/---
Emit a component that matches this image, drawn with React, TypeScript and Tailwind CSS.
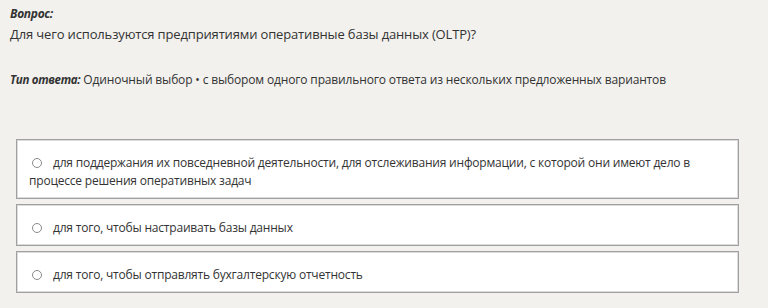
const options = [
  'для поддержания их повседневной деятельности, для отслеживания информации, с которой они имеют дело в процессе решения оперативных задач',
  'для того, чтобы настраивать базы данных',
  'для того, чтобы отправлять бухгалтерскую отчетность',
];

const App: React.FC = () => {
  return (
    <div className="h-[308px] w-[768px] bg-[#f2f1ee] text-[#333] font-['Open_Sans',sans-serif] overflow-hidden">
      <div className="pl-[10px] pt-[6px]">
        <p className="text-[12px] font-bold italic leading-[16px] tracking-[-0.3px]">Вопрос:</p>
        <p className="text-[13px] leading-[20px] mt-[2px] tracking-[-0.15px]">
          Для чего используются предприятиями оперативные базы данных (OLTP)?
        </p>
        <p className="text-[12px] leading-[18px] mt-[27px] tracking-[-0.15px]">
          <span className="font-bold italic text-[11.5px] tracking-[-0.3px]">Тип ответа:</span>{' '}
          Одиночный выбор • с выбором одного правильного ответа из нескольких предложенных вариантов
        </p>
      </div>
      <div className="mt-[50px] ml-[16px] w-[723px] flex flex-col gap-[5px]">
        {options.map((text) => (
          <label
            key={text}
            className="block bg-white border border-[#a0a0a0] shadow-[inset_0_0_0_1px_#dcdcdc] pl-[12px] pr-[30px] pt-[14px] pb-[8px] text-[12px] leading-[18px] tracking-[-0.2px]"
          >
            <span className="inline-block align-[-1px] w-[10px] h-[10px] rounded-full border border-[#8a8a8a] bg-white ml-[3px] mr-[11px]" />
            {text}
          </label>
        ))}
      </div>
    </div>
  );
};

export default App;
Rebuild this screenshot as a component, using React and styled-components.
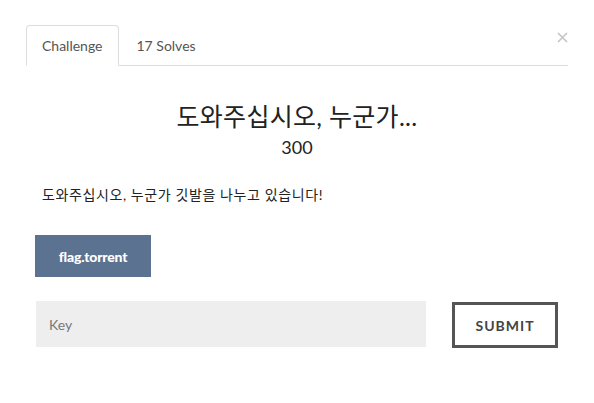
\---
What you will do: Write out the whole listing exactly, and drop the pictures.

Full output:
Emit a component that matches this image, drawn with React, TypeScript and Tailwind CSS.
const options = [
  'для поддержания их повседневной деятельности, для отслеживания информации, с которой они имеют дело в процессе решения оперативных задач',
  'для того, чтобы настраивать базы данных',
  'для того, чтобы отправлять бухгалтерскую отчетность',
];

const App: React.FC = () => {
  return (
    <div className="h-[308px] w-[768px] bg-[#f2f1ee] text-[#333] font-['Open_Sans',sans-serif] overflow-hidden">
      <div className="pl-[10px] pt-[6px]">
        <p className="text-[12px] font-bold italic leading-[16px] tracking-[-0.3px]">Вопрос:</p>
        <p className="text-[13px] leading-[20px] mt-[2px] tracking-[-0.15px]">
          Для чего используются предприятиями оперативные базы данных (OLTP)?
        </p>
        <p className="text-[12px] leading-[18px] mt-[27px] tracking-[-0.15px]">
          <span className="font-bold italic text-[11.5px] tracking-[-0.3px]">Тип ответа:</span>{' '}
          Одиночный выбор • с выбором одного правильного ответа из нескольких предложенных вариантов
        </p>
      </div>
      <div className="mt-[50px] ml-[16px] w-[723px] flex flex-col gap-[5px]">
        {options.map((text) => (
          <label
            key={text}
            className="block bg-white border border-[#a0a0a0] shadow-[inset_0_0_0_1px_#dcdcdc] pl-[12px] pr-[30px] pt-[14px] pb-[8px] text-[12px] leading-[18px] tracking-[-0.2px]"
          >
            <span className="inline-block align-[-1px] w-[10px] h-[10px] rounded-full border border-[#8a8a8a] bg-white ml-[3px] mr-[11px]" />
            {text}
          </label>
        ))}
      </div>
    </div>
  );
};

export default App;
Rebuild this screenshot as a component, using React and styled-components.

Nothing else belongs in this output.